Я в Англии был всего один раз. Я совершил на своем веку многие странствия, но все больше к югу, к востоку. Север всегда немного пугал меня. Пугала и Англия, ее туманы, дожди. Теперь я и от севера не отказался бы, но – как бы это сказать помягче? – стал “вреден север для меня”. Теперь нужен счастливый случай, чтобы нашему брату попасть за границу. И такой счастливый случай неожиданно представился мне три года тому назад: лондонский PEN Club вздумал пригласить меня на несколько дней в Лондон, устроить по этому поводу литературный банкет, показать меня английским писателям и некоторым представителям английского общества и так далее. Хлопоты насчет визы и расходы клуб взял на себя – и вот я в Лондоне.

Поездку мою можно было бы описать весьма забавно, Джером Джером мог бы сделать из нее пресмешной рассказ. Представьте себе человека, который довольно основательно отвык от поездов-люкс, от пульмановских вагонов, от палас-отелей и вновь попадает в этот мир уже с некоторой неловкостью, робостью… Правда, я не из очень робких и неловких, ну, а если взять именно робкого и неловкого? Да и английские нравы недурной сюжет для юмористического рассказа. Возили меня в очень разнообразные дома – и в самые современные, и в старинно-английские, – но в каждом из них я непременно претерпевал что-нибудь достойное Джерома. Чего стоят одни обеды, во время которых тебя жжет с одной стороны пылающий, истинно как геенна огненная, камин, а с другой – холод, заставляющий думать о северном полюсе, о северных сияниях, об оленях и самоедских чумах! Было, кроме того, у меня в Лондоне и еще одно забавное приключение. Нужно мне было повидать одного знакомого, нашего бывшего лондонского консула. Спускаюсь в вестибюль отеля и прошу портье, чтобы мне позвали такси и приказали ему отвезти меня в русское консульство. Через минуту машина у подъезда. Выхожу, сажусь и еду – весьма рассеянно, кстати сказать, ибо замучен своей славой, всеми этими обедами, визитами уже довольно серьезно.
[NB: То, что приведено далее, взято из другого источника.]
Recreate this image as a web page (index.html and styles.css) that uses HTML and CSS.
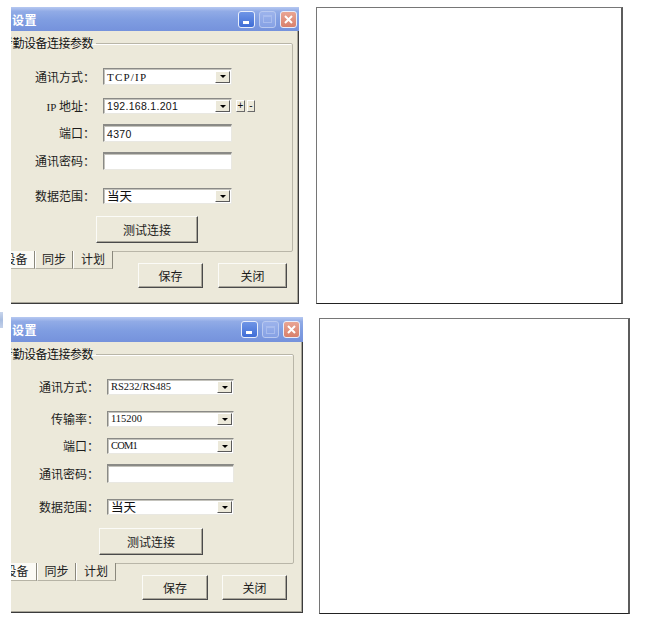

В рассеянности и приезжаю – и вижу огромные ворота, огромный двор за ними и столь же огромное здание во дворе. Вылезаю и спокойно направляюсь к нему, вхожу в какую-то канцелярию и обращаюсь к какому-то жирненькому молодому человеку, лысеющему брюнету в лаковых ботинках, с круглой и бритой физиономией:

– Скажите, пожалуйста, могу я видеть господина Ону?

Я обратился весьма, даже необыкновенно вежливо, но, Боже, что произошло тотчас же вслед за этим и как молниеносно разыгралось! Молодой человек вдруг вскакивает, точно ужаленный:

– Как Ону? Какого Ону? Но мы его сместили еще в декабре семнадцатого года!

И, как ужаленный, вдруг отскакиваю и я от него:

– Кто “вы”? Да куда я попал? Ах, вот оно что! Тьфу, ну и занесло же меня в заведение!

– Вы не имеете права здесь плевать, это не заведение, милостивый государь!!

– Что? Не имею права?

И, неожиданно даже для самого себя, я кончил такими трехэтажными словесами, что даже советский молодой человек остолбенел, опешил…

А с Джеромом я познакомился так:

Перед самым отъездом из Лондона я был в одном доме, куда собралось особенно много людей из артистического мира. Было очень оживленно и очень приятно, только так тесно, что стало даже жарко, и милые хозяева вдруг взяли да и распахнули все окна настежь, невзирая на то, что за ними валил снег. Я шутя закричал и кинулся по лестнице спасаться в верхний этаж, где тоже было много гостей, и на бегу услыхал за собой какие-то радостные и восторженные восклицания: оказалось, что неожиданно явился Джером Джером.